Masa depresi tersebut menjadi masanya kehilangan arah dan selalu menyalahkan keadaan. Bahkan, Ikke pernah mengeluh secara berlebihan dan memohon untuk dipindahkan rasa sakitnya.
“Saya pernah mengeluh. Kenapa dari semuanya, mata saya yang diambil. Tiba-tiba, ini percaya atau tidak, keesokan harinya saya jadi tidak bisa berjalan. Saya menyesal dan beristighfar atas perkataan dan pikiran saya yang tak bersyukur itu,” papar ibu satu anak ini.
Kembali Menemukan Semangat
Meski begitu, kondisi kian membaik. Ikke mendapatkan kesempatan untuk mengoperasi mata kirinya di 2011. Kini, ia bisa melihat secara minim dan membuatnya lebih mudah untuk bergerak dan bekerja.
“Saya pakai lensa tanam sekarang. Bisa melihat sedikit dalam jarak tertentu. Meski yang kanan sudah mati dan gelap total,” tambahnya.
Pasca operasi, Ikke memberanikan diri untuk bertemu teman-temannya dalam sebuah reuni. Secara tak disangka-sangka, ia bertemu dengan seorang kawan yang mengajaknya untuk ‘bersekolah’ yang dikhususkan untuk penyandang tunanetra.

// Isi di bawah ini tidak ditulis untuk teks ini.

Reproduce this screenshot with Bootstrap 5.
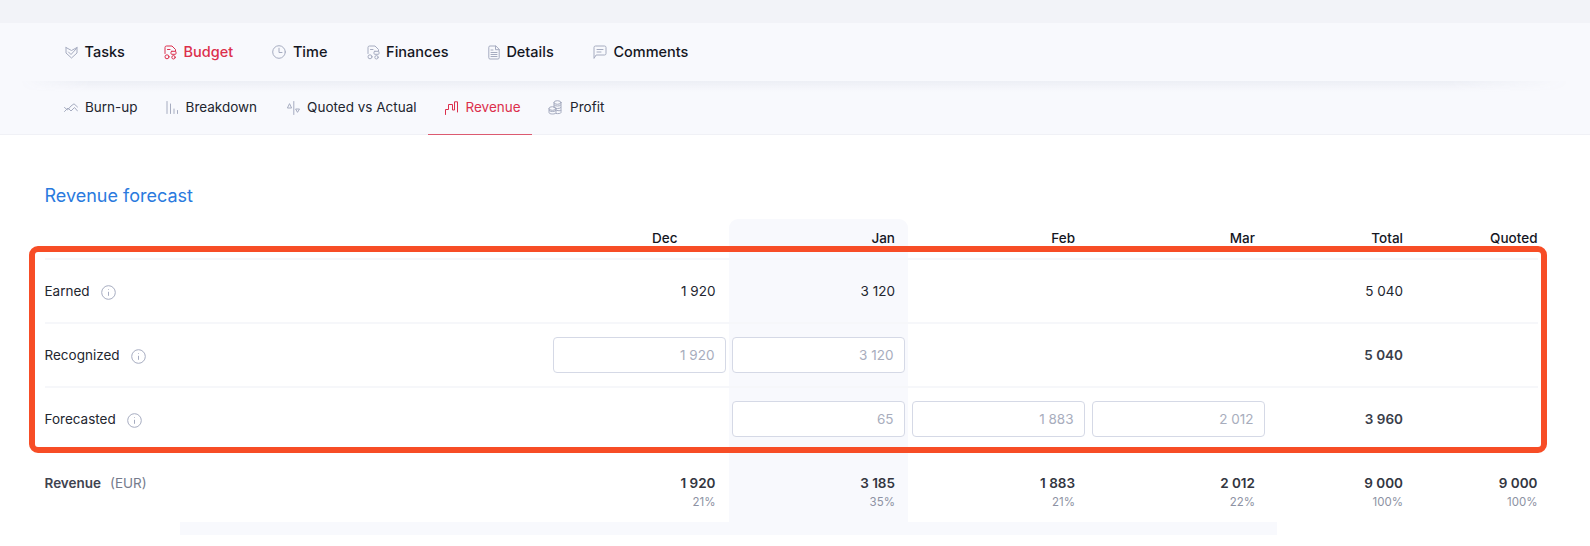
<!DOCTYPE html>
<html lang="en">
<head>
<meta charset="utf-8">
<title>Revenue forecast</title>
<link href="https://cdn.jsdelivr.net/npm/bootstrap@5.3.0/dist/css/bootstrap.min.css" rel="stylesheet">
<style>
html,body{height:546px;overflow:hidden;background:#fff}
body{font-family:Inter,"Liberation Sans",sans-serif;color:#1c1f2a;position:relative}
.strip-top{height:23px;background:#f2f3f8}
.tabs-main{height:58px;background:#f8f9fd;padding-left:65px;gap:39.2px;position:relative;z-index:1}
.tabs-main::after{content:"";position:absolute;left:20px;right:20px;top:100%;height:11px;background:linear-gradient(to bottom,rgba(90,100,140,.065),rgba(90,100,140,0));-webkit-mask-image:linear-gradient(to right,transparent,#000 70px,#000 calc(100% - 120px),transparent);mask-image:linear-gradient(to right,transparent,#000 70px,#000 calc(100% - 120px),transparent)}
.tabs-main .nav-link{padding:0;font-size:14.5px;font-weight:450;color:#14161f;display:flex;align-items:center;gap:6.5px}
.tabs-sub{height:54px;background:#f8f9fd;padding-left:48px;border-bottom:1px solid #f0f1f6}
.tabs-sub .nav-link{height:54px;padding:0 13px 0 16px;font-size:13.5px;font-weight:400;color:#22252f;display:flex;align-items:center;gap:7px;border-bottom:1px solid transparent}
.tabs-sub .nav-item:nth-child(1) .nav-link{padding-right:12px}
.tabs-sub .nav-item:nth-child(2) .nav-link{padding-right:14px}
.tabs-sub .nav-item:nth-child(4) .nav-link{padding-right:11.5px;padding-left:17px}
.tabs-sub .nav-item:nth-child(3) .nav-link{padding-right:12px}
.tabs-main .nav-link.is-on,.tabs-sub .nav-link.is-on{color:#dc2f4c}
.tabs-sub .nav-link.is-on{border-bottom-color:#dc5a70}
.nav-ico{fill:none;stroke:#a6acc0;stroke-width:1;stroke-linecap:round;stroke-linejoin:round;flex:none}
.is-on .nav-ico{stroke:#dc2f4c}
.page-body{padding:0 0 0 44.5px}
.form-title{font-size:18px;font-weight:400;color:#2a7ade;margin:0;padding-top:50px;line-height:22px;height:84px}
.fc-table{table-layout:fixed;width:1493px;margin:0;border-collapse:separate;border-spacing:0;font-size:13.5px;--bs-table-bg:transparent}
.fc-table th,.fc-table td{padding:0 13px 0 0;text-align:right;vertical-align:middle;border:0;box-shadow:none;color:#23262f}
.fc-table thead th{height:39px;font-weight:500;color:#14161f;padding-bottom:1px}
.fc-table th.dec-h{padding-right:51px}
.fc-table th.lab,.fc-table td.lab{text-align:left;padding:0;font-weight:400}
.fc-table tbody.inp td{height:64px;border-top:2px solid #f6f7fa;padding-bottom:.5px}
.fc-table td.qt,.fc-table th.qt{padding-right:0}
.fc-table td.tot,.fc-table th.tot{padding-right:0}
.fc-table .hilite{background:#f8f9fd}
.fc-table thead .hilite{border-radius:9px 9px 0 0}
.fc-table tbody.inp td.cell-in{padding:0 3.5px}
.fc-table tbody.inp td.cell-first{padding:0 3px 0 4.5px}
.num-in{height:36px;border:1px solid #d5d9e6;border-radius:4px;background:#fff;color:#a8adbd;font-size:13.5px;text-align:right;padding:0 10px;box-shadow:none;width:100%}
.num-in::placeholder{color:#a8adbd;opacity:1}
.fc-table td.strong-n{font-weight:600;color:#3a3e4a}
.fc-table tbody.sum td{height:72px;padding-top:24px;vertical-align:top;line-height:19px;font-weight:600;color:#333641}
.fc-table tbody.sum td .pct{display:block;font-size:11.5px;font-weight:400;color:#8d92a3;line-height:18px}
.fc-table tbody.sum td.lab{font-weight:600;color:#3f4350}
.cur{font-weight:400;color:#767b8c;margin-left:9px}
.info-i{margin-left:11px;vertical-align:-4px;fill:none;stroke:#a6acc0;stroke-width:1}
.foot-band{height:13px;width:1097px;margin-left:135.5px;background:#f8f9fd}
.call-out{position:absolute;left:29px;top:246px;width:1518px;height:207px;border:6px solid #f74d26;border-radius:9px;pointer-events:none}
</style>
</head>
<body>
<div class="strip-top"></div>

<ul class="nav tabs-main align-items-center flex-nowrap">
  <li class="nav-item"><a class="nav-link" href="#">
    <svg class="nav-ico" width="13" height="13" viewBox="0 0 13 13"><path d="M1 1.500 6.500 4.500 12 1.500M1 1.500V7L6.500 12 12 7V1.500"/><path d="M3.500 6 6 8.500 11.500 2.500"/></svg>Tasks</a></li>
  <li class="nav-item"><a class="nav-link is-on" href="#">
    <svg class="nav-ico" width="13" height="15" viewBox="0 0 13 15"><path d="M1 8.500V2.500A1.500 1.500 0 0 1 2.500 1H8L11.500 4.500V6"/><circle cx="3" cy="11.800" r="2"/><rect x="7" y="6.300" width="5" height="3" rx=".8"/><circle cx="9.500" cy="12.300" r="1.700"/><path d="M3.500 4.500H6"/></svg>Budget</a></li>
  <li class="nav-item"><a class="nav-link" href="#">
    <svg class="nav-ico" width="14" height="14" viewBox="0 0 14 14"><circle cx="7" cy="7" r="6.300"/><path d="M7 3.200V7.500H10"/></svg>Time</a></li>
  <li class="nav-item"><a class="nav-link" href="#">
    <svg class="nav-ico" width="13" height="15" viewBox="0 0 13 15"><path d="M1 8.500V2.500A1.500 1.500 0 0 1 2.500 1H8L11.500 4.500V6"/><circle cx="3" cy="11.800" r="2"/><rect x="7" y="6.300" width="5" height="3" rx=".8"/><circle cx="9.500" cy="12.300" r="1.700"/><path d="M3.500 4.500H6"/></svg>Finances</a></li>
  <li class="nav-item"><a class="nav-link" href="#">
    <svg class="nav-ico" width="12" height="15" viewBox="0 0 12 15"><path d="M7.500 1H2A1.200 1.200 0 0 0 .8 2.200V12.800A1.200 1.200 0 0 0 2 14H10A1.200 1.200 0 0 0 11.200 12.800V4.700Z"/><path d="M7.500 1V4.700H11.200M3 7.500H9M3 9.500H9M3 11.500H9M3 5H5"/></svg>Details</a></li>
  <li class="nav-item"><a class="nav-link" href="#">
    <svg class="nav-ico" width="14" height="14" viewBox="0 0 14 14"><path d="M1 13V2.500A1.500 1.500 0 0 1 2.500 1H11.500A1.500 1.500 0 0 1 13 2.500V8.500A1.500 1.500 0 0 1 11.500 10H3.500Z"/><path d="M4 4.500H10M4 7H8"/></svg>Comments</a></li>
</ul>

<ul class="nav tabs-sub flex-nowrap">
  <li class="nav-item"><a class="nav-link" href="#">
    <svg class="nav-ico" width="14" height="10" viewBox="0 0 14 10"><path d="M.5 4.500 3.500 7 7 3 10 .8 13.500 4"/><path d="M.5 8.500 4 5 7 8 10.500 4.500 13.500 8"/></svg>Burn-up</a></li>
  <li class="nav-item"><a class="nav-link" href="#">
    <svg class="nav-ico" width="13" height="13" viewBox="0 0 13 13"><path d="M1 .5V12.500M4.500 3V12.500M8 8V12.500M11.500 9.500V12.500"/></svg>Breakdown</a></li>
  <li class="nav-item"><a class="nav-link" href="#">
    <svg class="nav-ico" width="13" height="14" viewBox="0 0 13 14"><path d="M6.800 .5V13.500"/><path d="M2.700 3 4.600 7H.8Z"/><path d="M9 8H12.500L10.700 11Z"/></svg>Quoted vs Actual</a></li>
  <li class="nav-item"><a class="nav-link is-on" href="#">
    <svg class="nav-ico" width="13" height="14" viewBox="0 0 13 14"><path d="M.5 13.500V8.500H3.500V3.500H7.500V9H9.500V.8H12.500V11"/></svg>Revenue</a></li>
  <li class="nav-item"><a class="nav-link" href="#">
    <svg class="nav-ico" width="15" height="15" viewBox="0 0 15 15"><ellipse cx="9.500" cy="2.500" rx="3.500" ry="1.800"/><path d="M6 2.500V7.500M13 2.500V10M6 5C6.500 6.500 12.500 6.500 13 5M6 7.500C6.500 9 12.500 9 13 7.500"/><ellipse cx="4.500" cy="8.500" rx="3.500" ry="1.800"/><path d="M1 8.500V12.500C1 14.500 8 14.500 8 12.500V8.500M1 10.500C1.500 12 7.500 12 8 10.500M8 10C9 11 13 11 13 10V12.500C13 13.500 10 13.900 8 13.500"/></svg>Profit</a></li>
</ul>

<div class="page-body">
  <h2 class="form-title">Revenue forecast</h2>
  <table class="table fc-table">
    <colgroup><col style="width:504px"><col style="width:180px"><col style="width:179.500px"><col style="width:180px"><col style="width:180px"><col style="width:135px"><col style="width:134.500px"></colgroup>
    <thead>
      <tr><th class="lab"></th><th class="dec-h">Dec</th><th class="hilite">Jan</th><th>Feb</th><th>Mar</th><th class="tot">Total</th><th class="qt">Quoted</th></tr>
    </thead>
    <tbody class="inp">
      <tr><td class="lab">Earned<svg class="info-i" width="15" height="15" viewBox="0 0 15 15"><circle cx="7.500" cy="7.500" r="6.800"/><path d="M7.500 6.800V10.800M7.500 4.300V5"/></svg></td><td>1 920</td><td class="hilite">3 120</td><td></td><td></td><td class="tot">5 040</td><td class="qt"></td></tr>
      <tr><td class="lab">Recognized<svg class="info-i" width="15" height="15" viewBox="0 0 15 15"><circle cx="7.500" cy="7.500" r="6.800"/><path d="M7.500 6.800V10.800M7.500 4.300V5"/></svg></td><td class="cell-in cell-first"><input class="form-control num-in" placeholder="1 920" aria-label="Recognized Dec"></td><td class="hilite cell-in"><input class="form-control num-in" placeholder="3 120" aria-label="Recognized Jan"></td><td></td><td></td><td class="tot strong-n">5 040</td><td class="qt"></td></tr>
      <tr><td class="lab">Forecasted<svg class="info-i" width="15" height="15" viewBox="0 0 15 15"><circle cx="7.500" cy="7.500" r="6.800"/><path d="M7.500 6.800V10.800M7.500 4.300V5"/></svg></td><td></td><td class="hilite cell-in"><input class="form-control num-in" placeholder="65" aria-label="Forecasted Jan"></td><td class="cell-in"><input class="form-control num-in" placeholder="1 883" aria-label="Forecasted Feb"></td><td class="cell-in"><input class="form-control num-in" placeholder="2 012" aria-label="Forecasted Mar"></td><td class="tot strong-n">3 960</td><td class="qt"></td></tr>
    </tbody>
    <tbody class="sum">
      <tr><td class="lab">Revenue<span class="cur">(EUR)</span></td><td>1 920<span class="pct">21%</span></td><td class="hilite">3 185<span class="pct">35%</span></td><td>1 883<span class="pct">21%</span></td><td>2 012<span class="pct">22%</span></td><td class="tot">9 000<span class="pct">100%</span></td><td class="qt">9 000<span class="pct">100%</span></td></tr>
    </tbody>
  </table>
  <div class="foot-band"></div>
</div>

<div class="call-out"></div>
<script src="https://cdn.jsdelivr.net/npm/bootstrap@5.3.0/dist/js/bootstrap.bundle.min.js"></script>
</body>
</html>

Selama tiga tahun Ikke belajar untuk menambah keterampilan dengan fokus ke bidang pijat, dan spa. Alhasil, kini ia memiliki banyak klien dan pasien tetap. Tentu, dengan penghasilan yang bisa memenuhi kebutuhan-kebutuhannya.
“Alhamdulillah, sekarang anak pun sudah berusia 12 tahun. Jadi dia bantu saya antar jemput. Pada akhirnya, yang penting saya sehat walaupun mata tidak normal. Namun bukan berarti harus berhenti berjuang,” papar Ikke.
Kini, Ikke sudah menerima segala kondisi yang terjadi pada dirinya. Baginya, yang terpenting ia bisa selalu ada untuk anaknya dan mengisi segala kebutuhannya.
“Saya sekarang lebih happy, karena semangat memang ada di anak, dan hanya untuk anak,” tambah Ikke.
Ikke pun berpesan kepada semua orang yang mengalami hal serupa seperti dirinya untuk tidak berputus asa dan harus tetap memiliki semangat.
“Semua sudah ada takdirnya, namun bukan berarti rejeki jadi berhenti. Akan selalu ada jalan untuk kita semua. Kita bisa meraih masa depan meski dengan segala keterbatasan,” tutup Ikke.